Set each entry down verbatim, omitting images.

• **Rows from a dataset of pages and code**
=====

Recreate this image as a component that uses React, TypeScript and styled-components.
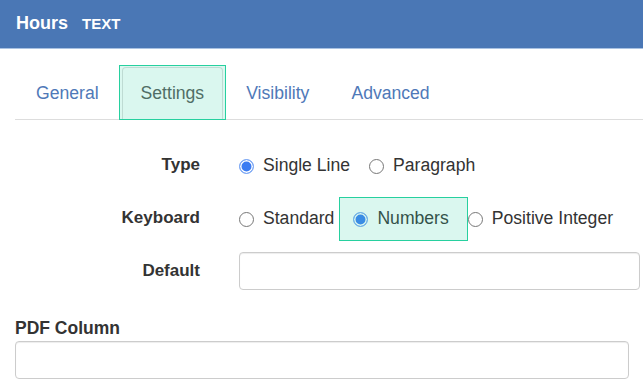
import React from "react";
import styled, { createGlobalStyle } from "styled-components";

const GlobalStyle = createGlobalStyle`
  html, body {
    margin: 0;
    padding: 0;
    background: #fff;
  }
  body {
    font-family: "Liberation Sans", Arial, sans-serif;
    color: #333;
    overflow: hidden;
  }
`;

const Header = styled.div`
  height: 49px;
  box-sizing: border-box;
  padding: 13px 0 0 16px;
  background: #4a77b5;
  border-bottom: 1px solid #a9c2e2;
  display: flex;
  align-items: baseline;
  color: #fff;
  font-weight: bold;
`;

const Title = styled.span`
  font-size: 18px;
  line-height: 20px;
`;

const TypeTag = styled.span`
  font-size: 15px;
  line-height: 20px;
  margin-left: 14px;
`;

const Nav = styled.ul`
  list-style: none;
  display: flex;
  margin: 18px 0 0 15px;
  padding: 0 0 0 2px;
  height: 52px;
  border-bottom: 1px solid #ddd;
`;

const Tab = styled.li<{ $active?: boolean }>`
  position: relative;
  height: 53px;
  box-sizing: border-box;
  margin: 0 4px -1px 0;
  padding: 0 18px;
  display: flex;
  align-items: center;
  font-size: 17.6px;
  color: ${(p) => (p.$active ? "#555" : "#4f79b8")};
  background: ${(p) => (p.$active ? "#fff" : "transparent")};
  border: 1px solid ${(p) => (p.$active ? "#ddd" : "transparent")};
  border-bottom-color: transparent;
  border-radius: 4px 4px 0 0;
  cursor: pointer;
`;

const Marker = styled.span<{ $top: number; $left: number; $right: number; $bottom: number }>`
  position: absolute;
  top: ${(p) => p.$top}px;
  left: ${(p) => p.$left}px;
  right: ${(p) => p.$right}px;
  bottom: ${(p) => p.$bottom}px;
  background: rgba(58, 214, 168, 0.19);
  border: 1.5px solid #27d09f;
  pointer-events: none;
`;

const Form = styled.div`
  display: grid;
  grid-template-columns: 185px 1fr;
  column-gap: 39px;
  row-gap: 15px;
  margin-top: 26px;
  padding: 0 3px 0 15px;
`;

const Label = styled.label`
  min-height: 38px;
  display: flex;
  align-items: center;
  justify-content: flex-end;
  font-weight: bold;
  font-size: 17px;
  color: #333;
`;

const Options = styled.div`
  min-height: 38px;
  display: flex;
  align-items: center;
`;

const Option = styled.label`
  position: relative;
  display: flex;
  align-items: center;
  padding-right: 19px;
  font-size: 17.6px;
  color: #333;
  cursor: pointer;
  line-height: 20px;
`;

const Radio = styled.span<{ $checked?: boolean }>`
  position: relative;
  width: 15px;
  height: 15px;
  box-sizing: border-box;
  margin: 3px 9px 0 0;
  border-radius: 50%;
  border: 1.5px solid ${(p) => (p.$checked ? "#7ea9f4" : "#777")};
  background: ${(p) => (p.$checked ? "#3b7cf2" : "#fff")};
  box-shadow: ${(p) => (p.$checked ? "inset 0 0 0 1.5px #fff" : "none")};
  flex: none;
`;

const TextInput = styled.input`
  display: block;
  width: 100%;
  height: 38px;
  margin: 0;
  box-sizing: border-box;
  border: 1px solid #ccc;
  border-radius: 4px;
  box-shadow: inset 0 1px 1px rgba(0, 0, 0, 0.075);
  padding: 6px 12px;
  font-size: 16px;
  font-family: inherit;
  outline: none;
`;

const Section = styled.div`
  margin-top: 28px;
  padding: 0 14px 0 15px;
`;

const SectionLabel = styled.div`
  font-weight: bold;
  font-size: 17.5px;
  line-height: 20px;
  color: #333;
  margin-bottom: 3px;
`;

const tabs = ["General", "Settings", "Visibility", "Advanced"];

export default function App() {
  return (
    <>
      <GlobalStyle />
      <Header>
        <Title>Hours</Title>
        <TypeTag>TEXT</TypeTag>
      </Header>
      <Nav>
        {tabs.map((t) => (
          <Tab key={t} $active={t === "Settings"}>
            {t}
            {t === "Settings" && <Marker $top={-3} $left={-4} $right={-4} $bottom={-1} />}
          </Tab>
        ))}
      </Nav>
      <Form>
        <Label>Type</Label>
        <Options>
          <Option>
            <Radio $checked />
            Single Line
          </Option>
          <Option>
            <Radio />
            Paragraph
          </Option>
        </Options>
        <Label>Keyboard</Label>
        <Options>
          <Option>
            <Radio />
            Standard
          </Option>
          <Option>
            <Radio $checked />
            Numbers
            <Marker $top={-11} $left={-14} $right={0} $bottom={-13} />
          </Option>
          <Option>
            <Radio />
            Positive Integer
          </Option>
        </Options>
        <Label>Default</Label>
        <TextInput type="text" />
      </Form>
      <Section>
        <SectionLabel>PDF Column</SectionLabel>
        <TextInput type="text" />
      </Section>
    </>
  );
}
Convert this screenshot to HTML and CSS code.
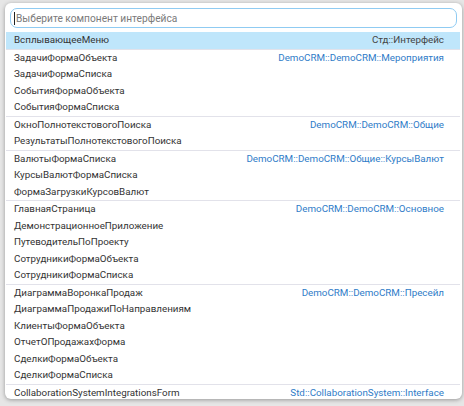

=====

• **Exercise output**
Recreate this image as a component that uses React, TypeScript and styled-components.
import React from "react";
import styled, { createGlobalStyle } from "styled-components";

const GlobalStyle = createGlobalStyle`
  html, body {
    margin: 0;
    padding: 0;
    background: #fff;
  }
  body {
    font-family: "Liberation Sans", Arial, sans-serif;
    color: #333;
    overflow: hidden;
  }
`;

const Header = styled.div`
  height: 49px;
  box-sizing: border-box;
  padding: 13px 0 0 16px;
  background: #4a77b5;
  border-bottom: 1px solid #a9c2e2;
  display: flex;
  align-items: baseline;
  color: #fff;
  font-weight: bold;
`;

const Title = styled.span`
  font-size: 18px;
  line-height: 20px;
`;

const TypeTag = styled.span`
  font-size: 15px;
  line-height: 20px;
  margin-left: 14px;
`;

const Nav = styled.ul`
  list-style: none;
  display: flex;
  margin: 18px 0 0 15px;
  padding: 0 0 0 2px;
  height: 52px;
  border-bottom: 1px solid #ddd;
`;

const Tab = styled.li<{ $active?: boolean }>`
  position: relative;
  height: 53px;
  box-sizing: border-box;
  margin: 0 4px -1px 0;
  padding: 0 18px;
  display: flex;
  align-items: center;
  font-size: 17.6px;
  color: ${(p) => (p.$active ? "#555" : "#4f79b8")};
  background: ${(p) => (p.$active ? "#fff" : "transparent")};
  border: 1px solid ${(p) => (p.$active ? "#ddd" : "transparent")};
  border-bottom-color: transparent;
  border-radius: 4px 4px 0 0;
  cursor: pointer;
`;

const Marker = styled.span<{ $top: number; $left: number; $right: number; $bottom: number }>`
  position: absolute;
  top: ${(p) => p.$top}px;
  left: ${(p) => p.$left}px;
  right: ${(p) => p.$right}px;
  bottom: ${(p) => p.$bottom}px;
  background: rgba(58, 214, 168, 0.19);
  border: 1.5px solid #27d09f;
  pointer-events: none;
`;

const Form = styled.div`
  display: grid;
  grid-template-columns: 185px 1fr;
  column-gap: 39px;
  row-gap: 15px;
  margin-top: 26px;
  padding: 0 3px 0 15px;
`;

const Label = styled.label`
  min-height: 38px;
  display: flex;
  align-items: center;
  justify-content: flex-end;
  font-weight: bold;
  font-size: 17px;
  color: #333;
`;

const Options = styled.div`
  min-height: 38px;
  display: flex;
  align-items: center;
`;

const Option = styled.label`
  position: relative;
  display: flex;
  align-items: center;
  padding-right: 19px;
  font-size: 17.6px;
  color: #333;
  cursor: pointer;
  line-height: 20px;
`;

const Radio = styled.span<{ $checked?: boolean }>`
  position: relative;
  width: 15px;
  height: 15px;
  box-sizing: border-box;
  margin: 3px 9px 0 0;
  border-radius: 50%;
  border: 1.5px solid ${(p) => (p.$checked ? "#7ea9f4" : "#777")};
  background: ${(p) => (p.$checked ? "#3b7cf2" : "#fff")};
  box-shadow: ${(p) => (p.$checked ? "inset 0 0 0 1.5px #fff" : "none")};
  flex: none;
`;

const TextInput = styled.input`
  display: block;
  width: 100%;
  height: 38px;
  margin: 0;
  box-sizing: border-box;
  border: 1px solid #ccc;
  border-radius: 4px;
  box-shadow: inset 0 1px 1px rgba(0, 0, 0, 0.075);
  padding: 6px 12px;
  font-size: 16px;
  font-family: inherit;
  outline: none;
`;

const Section = styled.div`
  margin-top: 28px;
  padding: 0 14px 0 15px;
`;

const SectionLabel = styled.div`
  font-weight: bold;
  font-size: 17.5px;
  line-height: 20px;
  color: #333;
  margin-bottom: 3px;
`;

const tabs = ["General", "Settings", "Visibility", "Advanced"];

export default function App() {
  return (
    <>
      <GlobalStyle />
      <Header>
        <Title>Hours</Title>
        <TypeTag>TEXT</TypeTag>
      </Header>
      <Nav>
        {tabs.map((t) => (
          <Tab key={t} $active={t === "Settings"}>
            {t}
            {t === "Settings" && <Marker $top={-3} $left={-4} $right={-4} $bottom={-1} />}
          </Tab>
        ))}
      </Nav>
      <Form>
        <Label>Type</Label>
        <Options>
          <Option>
            <Radio $checked />
            Single Line
          </Option>
          <Option>
            <Radio />
            Paragraph
          </Option>
        </Options>
        <Label>Keyboard</Label>
        <Options>
          <Option>
            <Radio />
            Standard
          </Option>
          <Option>
            <Radio $checked />
            Numbers
            <Marker $top={-11} $left={-14} $right={0} $bottom={-13} />
          </Option>
          <Option>
            <Radio />
            Positive Integer
          </Option>
        </Options>
        <Label>Default</Label>
        <TextInput type="text" />
      </Form>
      <Section>
        <SectionLabel>PDF Column</SectionLabel>
        <TextInput type="text" />
      </Section>
    </>
  );
}
Convert this screenshot to HTML and CSS code.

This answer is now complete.